The seventies and eighties were a period of relative prosperity for farmers, with improved crop yields from newly bred wheat and sugarcane varieties. There were government jobs – whether in the Army and police or as schoolteachers and village level workers – even for those with basic education, which itself was cheap. “The BKU’s agitations then were only to defend those gains,” he said. The ongoing protests, by contrast, are by farmers who, having seen better times, are today on a sliding path.
There’s no better symbol of that than sugarcane.
The Yogi Adityanath-led BJP government in UP, since it came to power in March 2017, has increased the state advised price (SAP) of cane by just Rs 10 per quintal to Rs 315-325. The SAP for the 2020-21 season has not even been announced despite mills undertaking crushing operations since end-October. On top of it, they owe farmers over Rs 12,000 crore against cane purchases made in the current as well as the previous season.
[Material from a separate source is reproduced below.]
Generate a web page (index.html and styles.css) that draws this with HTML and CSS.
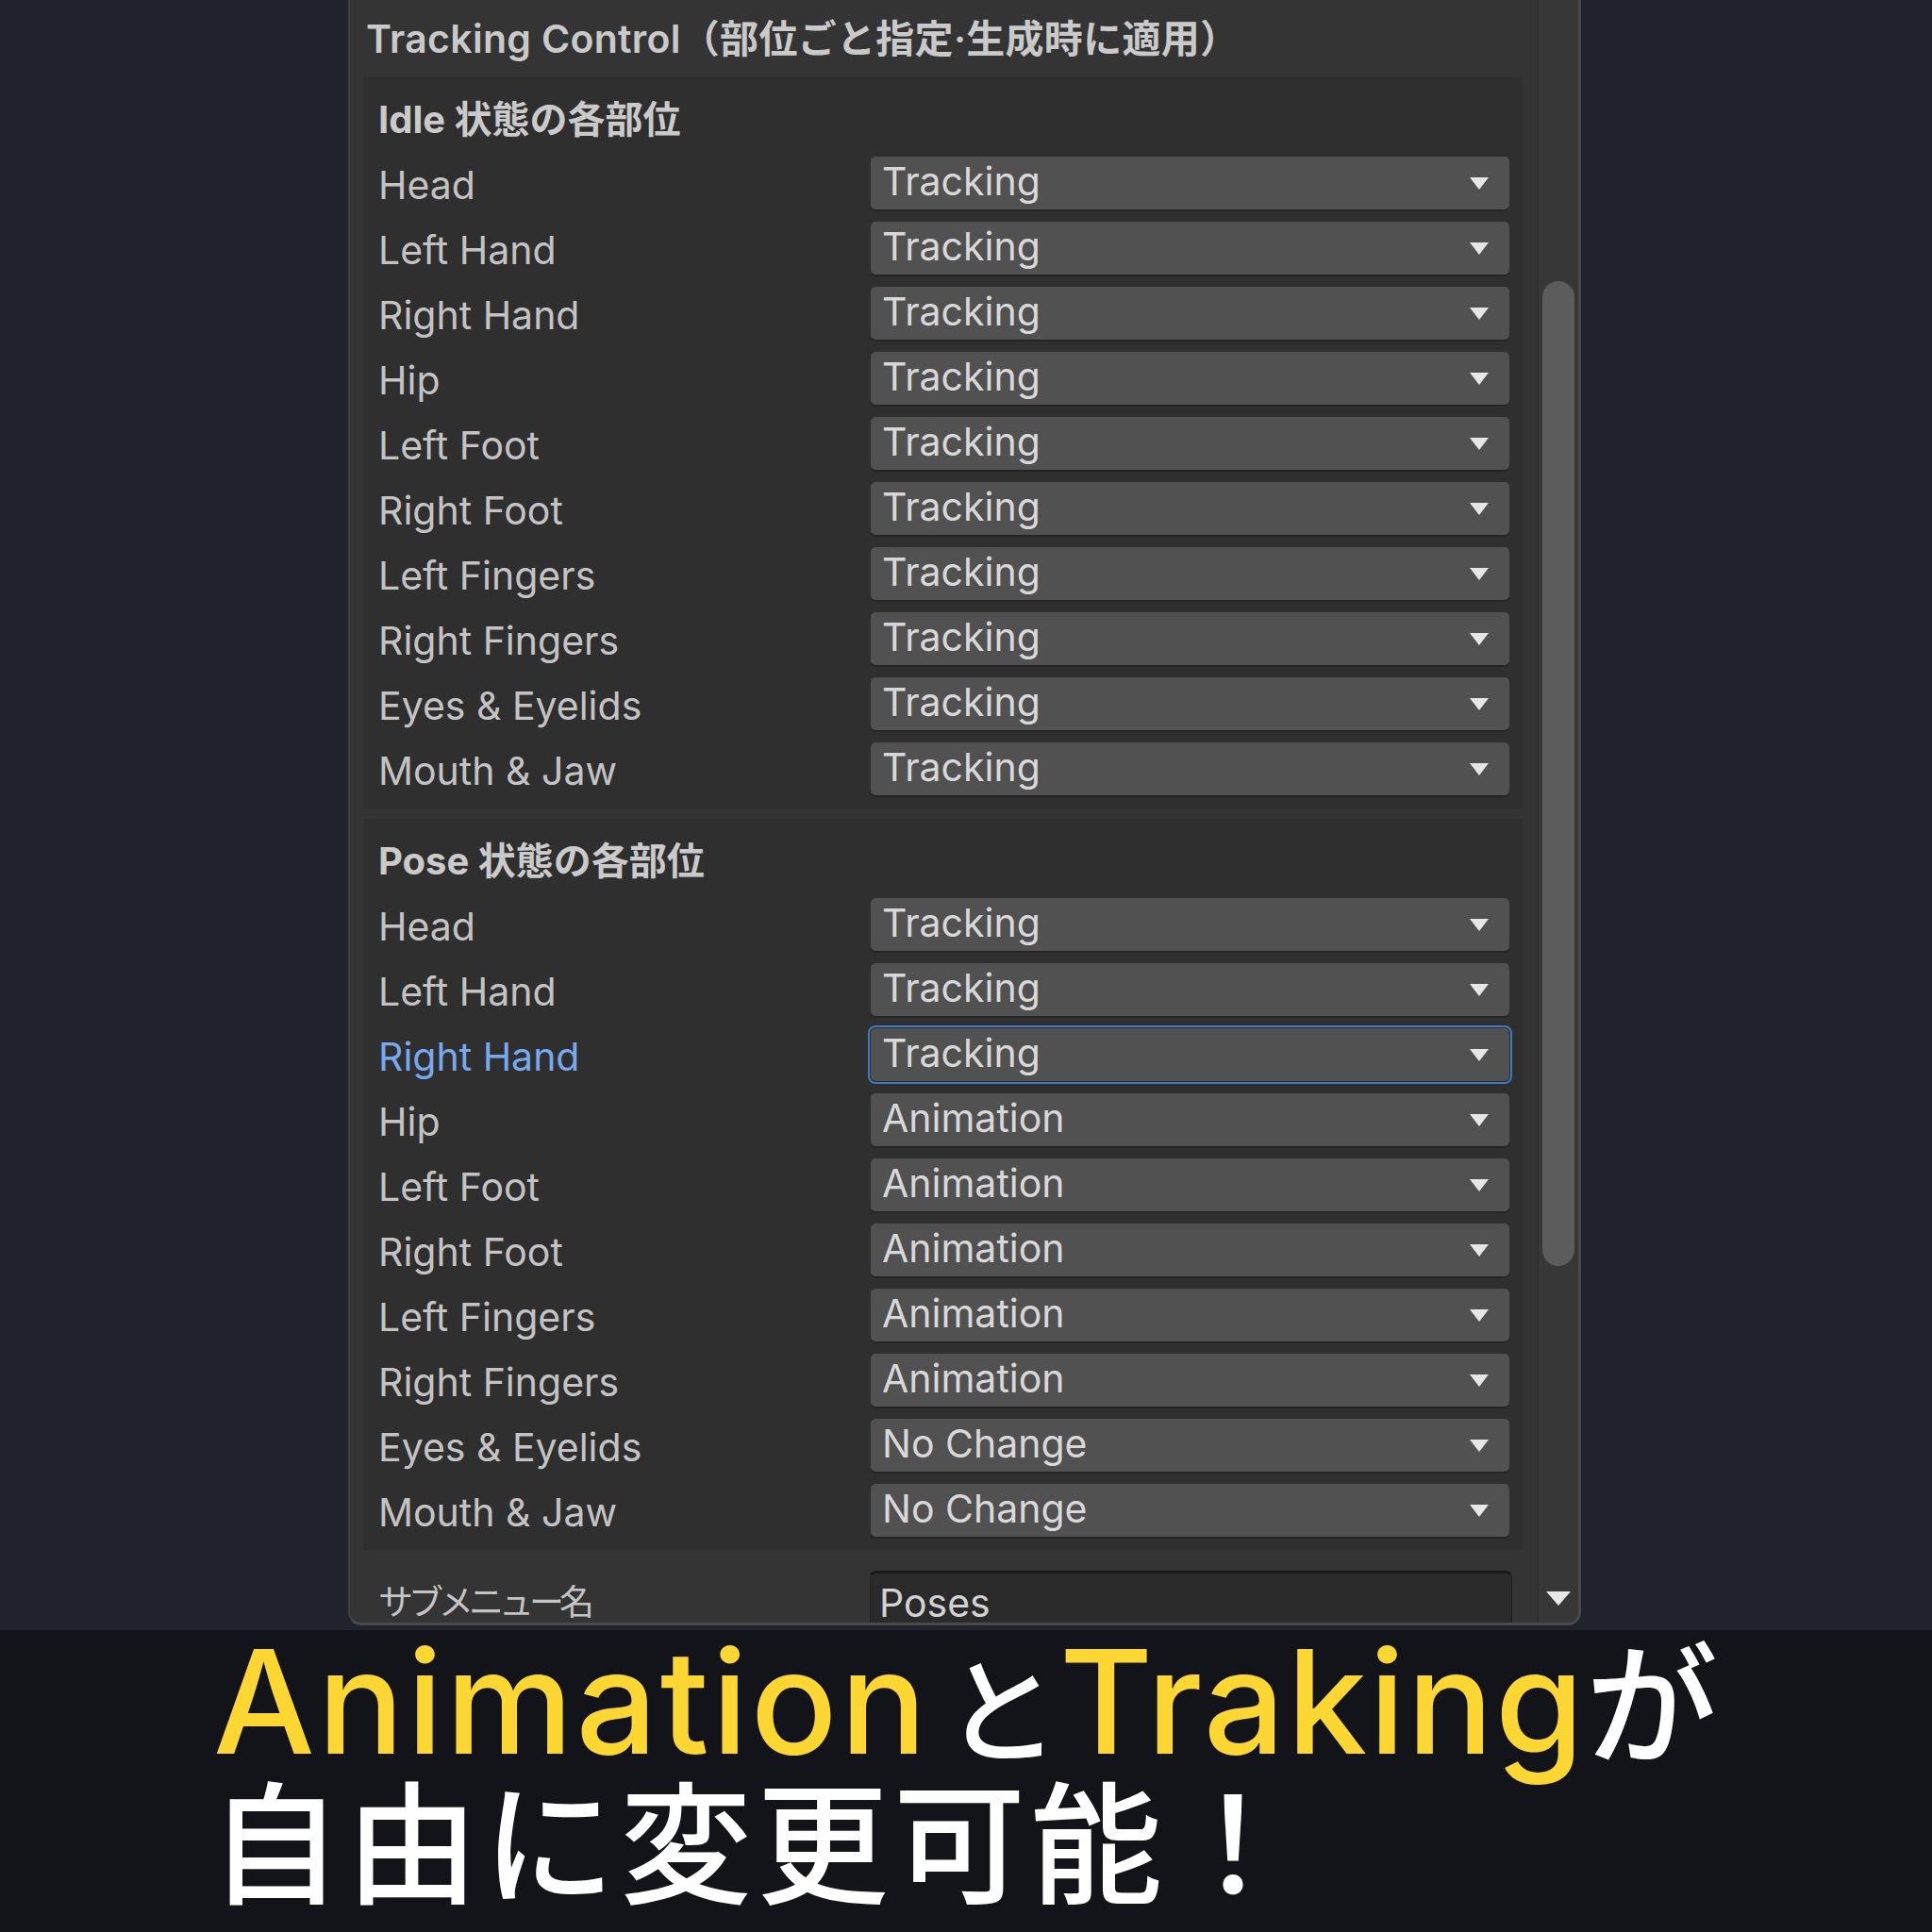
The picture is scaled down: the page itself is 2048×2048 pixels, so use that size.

In UP, the real source of farmer anger – more than the Centre’s three reform laws – is sugarcane, apart from the doubling of electricity charges, diesel turning around Rs 10/litre dearer in the last one year alone, and the collateral damage from the Adityanath government’s stringent anti-cattle slaughter measures. And they have seemingly chosen Rakesh Tikait to lead their cause, like his father did three decades ago.